● **Exercise instructions**
Return all the data below as it stands, minus the pictures.

● **Supplied information**
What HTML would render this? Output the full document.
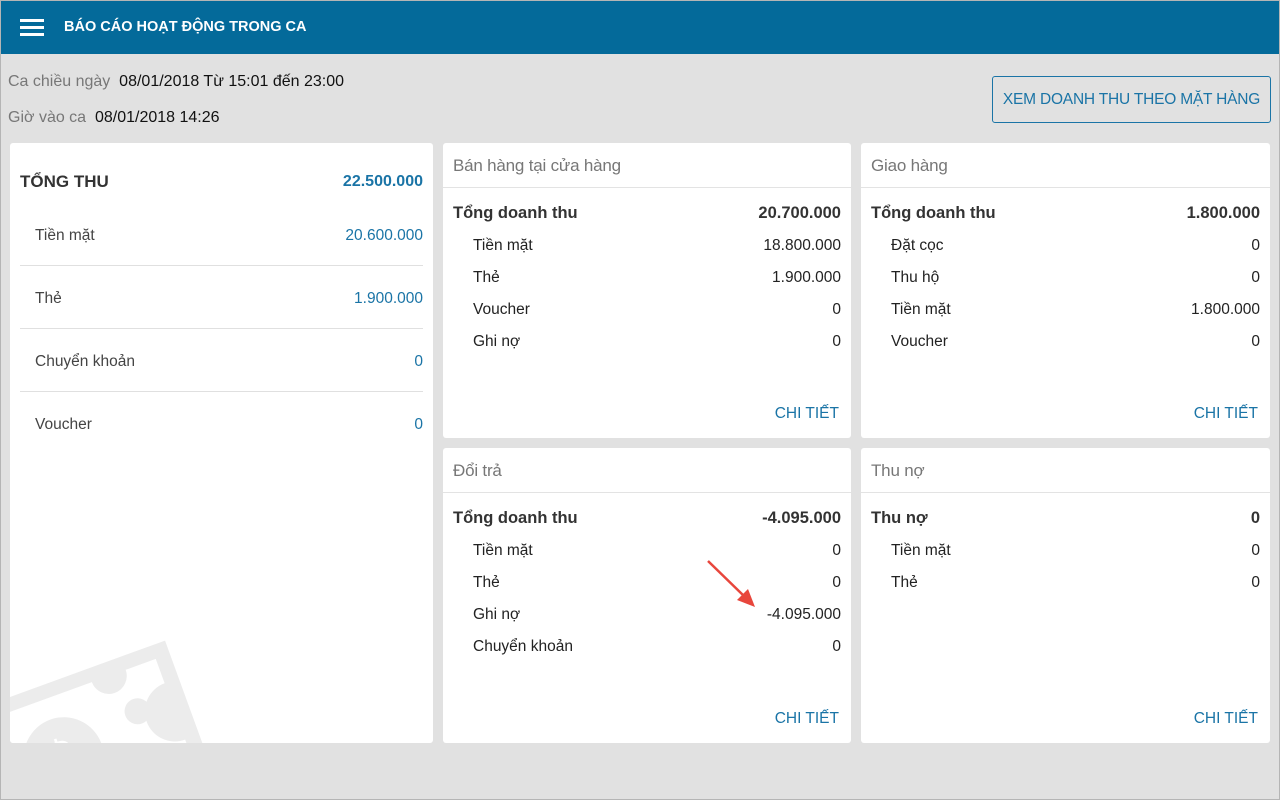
<!DOCTYPE html>
<html><head><meta charset="utf-8"><style>
*{margin:0;padding:0;box-sizing:border-box}
body{width:1280px;height:800px;background:#e1e1e1;font-family:"Liberation Sans",Roboto,sans-serif;position:relative;overflow:hidden}
.frame{position:absolute;left:0;top:0;width:1280px;height:800px;border:1px solid #b5b5b5;pointer-events:none}
.a{position:absolute;white-space:nowrap}
.hdr{position:absolute;left:0;top:0;width:1280px;height:54px;background:#046a9a}
.card{position:absolute;background:#fff;border-radius:3px;overflow:hidden}
.ch{position:absolute;left:0;top:0;right:0;height:45px;border-bottom:1px solid #e3e3e3;font-size:17px;color:#777;padding:13px 10px;letter-spacing:-0.2px}
.r{position:absolute;left:30px;right:10px;font-size:15.5px;color:#222;height:20px}
.r span{position:absolute;right:0}
.r.b{left:10px;font-weight:bold;font-size:16.5px;color:#333}
.ct{position:absolute;right:12px;font-size:15.5px;color:#1a74a6}
.lr{position:absolute;left:25px;right:10px;font-size:15.5px;color:#444}
.lr span{position:absolute;right:0;color:#1a74a6}
.sep{position:absolute;left:10px;right:10px;height:1px;background:#e0e0e0}
</style></head><body>
<div class="hdr">
 <div class="a" style="left:20px;top:19px;width:24px;height:3px;background:#fff"></div>
 <div class="a" style="left:20px;top:26px;width:24px;height:3px;background:#fff"></div>
 <div class="a" style="left:20px;top:33px;width:24px;height:3px;background:#fff"></div>
 <div class="a" style="left:64px;top:19px;color:#fff;font-weight:bold;font-size:14.5px">BÁO CÁO HOẠT ĐỘNG TRONG CA</div>
</div>
<div class="a" style="left:8px;top:73px;font-size:16px;color:#777">Ca chiều ngày <span style="color:#111">&nbsp;08/01/2018 Từ 15:01 đến 23:00</span></div>
<div class="a" style="left:8px;top:109px;font-size:16px;color:#777">Giờ vào ca <span style="color:#111">&nbsp;08/01/2018 14:26</span></div>
<div class="a" style="left:992px;top:76px;width:279px;height:47px;border:1px solid #1a74a6;border-radius:3px;color:#1a74a6;font-size:15.5px;text-align:center;line-height:45px;letter-spacing:-0.2px">XEM DOANH THU THEO MẶT HÀNG</div>

<div class="card" style="left:10px;top:143px;width:423px;height:600px">
 <svg style="position:absolute;left:0;top:0" width="423" height="600">
  <g transform="translate(0,554) rotate(-20)" fill="#ececec">
   <path d="M-20 0 H165 V130 H-20 Z"/>
   <path d="M-20 14 H82 A18 18 0 0 0 118 14 H150 V40 A22 22 0 0 0 150 100 V130 H-20 Z" fill="#fff"/>
   <circle cx="30" cy="75" r="40" fill="#ececec"/>
   <text x="14" y="92" font-size="50" font-weight="bold" fill="#fff" font-family="Liberation Sans">$</text>
   <circle cx="115" cy="57" r="13" fill="#ececec"/>
  </g>
 </svg>
 <div class="a" style="left:10px;top:29px;font-size:17px;font-weight:bold;color:#333">TỔNG THU</div>
 <div class="a" style="right:10px;top:30px;font-size:16px;font-weight:bold;color:#1a74a6">22.500.000</div>
 <div class="lr" style="top:84px">Tiền mặt<span>20.600.000</span></div>
 <div class="sep" style="top:122px"></div>
 <div class="lr" style="top:147px">Thẻ<span>1.900.000</span></div>
 <div class="sep" style="top:185px"></div>
 <div class="lr" style="top:210px">Chuyển khoản<span>0</span></div>
 <div class="sep" style="top:248px"></div>
 <div class="lr" style="top:273px">Voucher<span>0</span></div>
</div>

<div class="card" style="left:443px;top:143px;width:408px;height:295px">
 <div class="ch">Bán hàng tại cửa hàng</div>
 <div class="r b" style="top:61px">Tổng doanh thu<span>20.700.000</span></div>
 <div class="r" style="top:94px">Tiền mặt<span>18.800.000</span></div>
 <div class="r" style="top:126px">Thẻ<span>1.900.000</span></div>
 <div class="r" style="top:158px">Voucher<span>0</span></div>
 <div class="r" style="top:190px">Ghi nợ<span>0</span></div>
 <div class="ct" style="top:262px">CHI TIẾT</div>
</div>
<div class="card" style="left:861px;top:143px;width:409px;height:295px">
 <div class="ch">Giao hàng</div>
 <div class="r b" style="top:61px">Tổng doanh thu<span>1.800.000</span></div>
 <div class="r" style="top:94px">Đặt cọc<span>0</span></div>
 <div class="r" style="top:126px">Thu hộ<span>0</span></div>
 <div class="r" style="top:158px">Tiền mặt<span>1.800.000</span></div>
 <div class="r" style="top:190px">Voucher<span>0</span></div>
 <div class="ct" style="top:262px">CHI TIẾT</div>
</div>
<div class="card" style="left:443px;top:448px;width:408px;height:295px">
 <div class="ch">Đổi trả</div>
 <div class="r b" style="top:61px">Tổng doanh thu<span>-4.095.000</span></div>
 <div class="r" style="top:94px">Tiền mặt<span>0</span></div>
 <div class="r" style="top:126px">Thẻ<span>0</span></div>
 <div class="r" style="top:158px">Ghi nợ<span>-4.095.000</span></div>
 <div class="r" style="top:190px">Chuyển khoản<span>0</span></div>
 <div class="ct" style="top:262px">CHI TIẾT</div>
</div>
<div class="card" style="left:861px;top:448px;width:409px;height:295px">
 <div class="ch">Thu nợ</div>
 <div class="r b" style="top:61px">Thu nợ<span>0</span></div>
 <div class="r" style="top:94px">Tiền mặt<span>0</span></div>
 <div class="r" style="top:126px">Thẻ<span>0</span></div>
 <div class="ct" style="top:262px">CHI TIẾT</div>
</div>
<svg class="a" style="left:0;top:0" width="1280" height="800">
 <line x1="708" y1="561" x2="745" y2="597" stroke="#e8463c" stroke-width="2.5"/>
 <path d="M755 607 L737 600 L748 589 Z" fill="#e8463c"/>
</svg>
<div class="frame"></div>
</body></html>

● **Output of the exercise**
What HTML would render this? Output the full document.
<!DOCTYPE html>
<html><head><meta charset="utf-8"><style>
*{margin:0;padding:0;box-sizing:border-box}
body{width:1280px;height:800px;background:#e1e1e1;font-family:"Liberation Sans",Roboto,sans-serif;position:relative;overflow:hidden}
.frame{position:absolute;left:0;top:0;width:1280px;height:800px;border:1px solid #b5b5b5;pointer-events:none}
.a{position:absolute;white-space:nowrap}
.hdr{position:absolute;left:0;top:0;width:1280px;height:54px;background:#046a9a}
.card{position:absolute;background:#fff;border-radius:3px;overflow:hidden}
.ch{position:absolute;left:0;top:0;right:0;height:45px;border-bottom:1px solid #e3e3e3;font-size:17px;color:#777;padding:13px 10px;letter-spacing:-0.2px}
.r{position:absolute;left:30px;right:10px;font-size:15.5px;color:#222;height:20px}
.r span{position:absolute;right:0}
.r.b{left:10px;font-weight:bold;font-size:16.5px;color:#333}
.ct{position:absolute;right:12px;font-size:15.5px;color:#1a74a6}
.lr{position:absolute;left:25px;right:10px;font-size:15.5px;color:#444}
.lr span{position:absolute;right:0;color:#1a74a6}
.sep{position:absolute;left:10px;right:10px;height:1px;background:#e0e0e0}
</style></head><body>
<div class="hdr">
 <div class="a" style="left:20px;top:19px;width:24px;height:3px;background:#fff"></div>
 <div class="a" style="left:20px;top:26px;width:24px;height:3px;background:#fff"></div>
 <div class="a" style="left:20px;top:33px;width:24px;height:3px;background:#fff"></div>
 <div class="a" style="left:64px;top:19px;color:#fff;font-weight:bold;font-size:14.5px">BÁO CÁO HOẠT ĐỘNG TRONG CA</div>
</div>
<div class="a" style="left:8px;top:73px;font-size:16px;color:#777">Ca chiều ngày <span style="color:#111">&nbsp;08/01/2018 Từ 15:01 đến 23:00</span></div>
<div class="a" style="left:8px;top:109px;font-size:16px;color:#777">Giờ vào ca <span style="color:#111">&nbsp;08/01/2018 14:26</span></div>
<div class="a" style="left:992px;top:76px;width:279px;height:47px;border:1px solid #1a74a6;border-radius:3px;color:#1a74a6;font-size:15.5px;text-align:center;line-height:45px;letter-spacing:-0.2px">XEM DOANH THU THEO MẶT HÀNG</div>

<div class="card" style="left:10px;top:143px;width:423px;height:600px">
 <svg style="position:absolute;left:0;top:0" width="423" height="600">
  <g transform="translate(0,554) rotate(-20)" fill="#ececec">
   <path d="M-20 0 H165 V130 H-20 Z"/>
   <path d="M-20 14 H82 A18 18 0 0 0 118 14 H150 V40 A22 22 0 0 0 150 100 V130 H-20 Z" fill="#fff"/>
   <circle cx="30" cy="75" r="40" fill="#ececec"/>
   <text x="14" y="92" font-size="50" font-weight="bold" fill="#fff" font-family="Liberation Sans">$</text>
   <circle cx="115" cy="57" r="13" fill="#ececec"/>
  </g>
 </svg>
 <div class="a" style="left:10px;top:29px;font-size:17px;font-weight:bold;color:#333">TỔNG THU</div>
 <div class="a" style="right:10px;top:30px;font-size:16px;font-weight:bold;color:#1a74a6">22.500.000</div>
 <div class="lr" style="top:84px">Tiền mặt<span>20.600.000</span></div>
 <div class="sep" style="top:122px"></div>
 <div class="lr" style="top:147px">Thẻ<span>1.900.000</span></div>
 <div class="sep" style="top:185px"></div>
 <div class="lr" style="top:210px">Chuyển khoản<span>0</span></div>
 <div class="sep" style="top:248px"></div>
 <div class="lr" style="top:273px">Voucher<span>0</span></div>
</div>

<div class="card" style="left:443px;top:143px;width:408px;height:295px">
 <div class="ch">Bán hàng tại cửa hàng</div>
 <div class="r b" style="top:61px">Tổng doanh thu<span>20.700.000</span></div>
 <div class="r" style="top:94px">Tiền mặt<span>18.800.000</span></div>
 <div class="r" style="top:126px">Thẻ<span>1.900.000</span></div>
 <div class="r" style="top:158px">Voucher<span>0</span></div>
 <div class="r" style="top:190px">Ghi nợ<span>0</span></div>
 <div class="ct" style="top:262px">CHI TIẾT</div>
</div>
<div class="card" style="left:861px;top:143px;width:409px;height:295px">
 <div class="ch">Giao hàng</div>
 <div class="r b" style="top:61px">Tổng doanh thu<span>1.800.000</span></div>
 <div class="r" style="top:94px">Đặt cọc<span>0</span></div>
 <div class="r" style="top:126px">Thu hộ<span>0</span></div>
 <div class="r" style="top:158px">Tiền mặt<span>1.800.000</span></div>
 <div class="r" style="top:190px">Voucher<span>0</span></div>
 <div class="ct" style="top:262px">CHI TIẾT</div>
</div>
<div class="card" style="left:443px;top:448px;width:408px;height:295px">
 <div class="ch">Đổi trả</div>
 <div class="r b" style="top:61px">Tổng doanh thu<span>-4.095.000</span></div>
 <div class="r" style="top:94px">Tiền mặt<span>0</span></div>
 <div class="r" style="top:126px">Thẻ<span>0</span></div>
 <div class="r" style="top:158px">Ghi nợ<span>-4.095.000</span></div>
 <div class="r" style="top:190px">Chuyển khoản<span>0</span></div>
 <div class="ct" style="top:262px">CHI TIẾT</div>
</div>
<div class="card" style="left:861px;top:448px;width:409px;height:295px">
 <div class="ch">Thu nợ</div>
 <div class="r b" style="top:61px">Thu nợ<span>0</span></div>
 <div class="r" style="top:94px">Tiền mặt<span>0</span></div>
 <div class="r" style="top:126px">Thẻ<span>0</span></div>
 <div class="ct" style="top:262px">CHI TIẾT</div>
</div>
<svg class="a" style="left:0;top:0" width="1280" height="800">
 <line x1="708" y1="561" x2="745" y2="597" stroke="#e8463c" stroke-width="2.5"/>
 <path d="M755 607 L737 600 L748 589 Z" fill="#e8463c"/>
</svg>
<div class="frame"></div>
</body></html>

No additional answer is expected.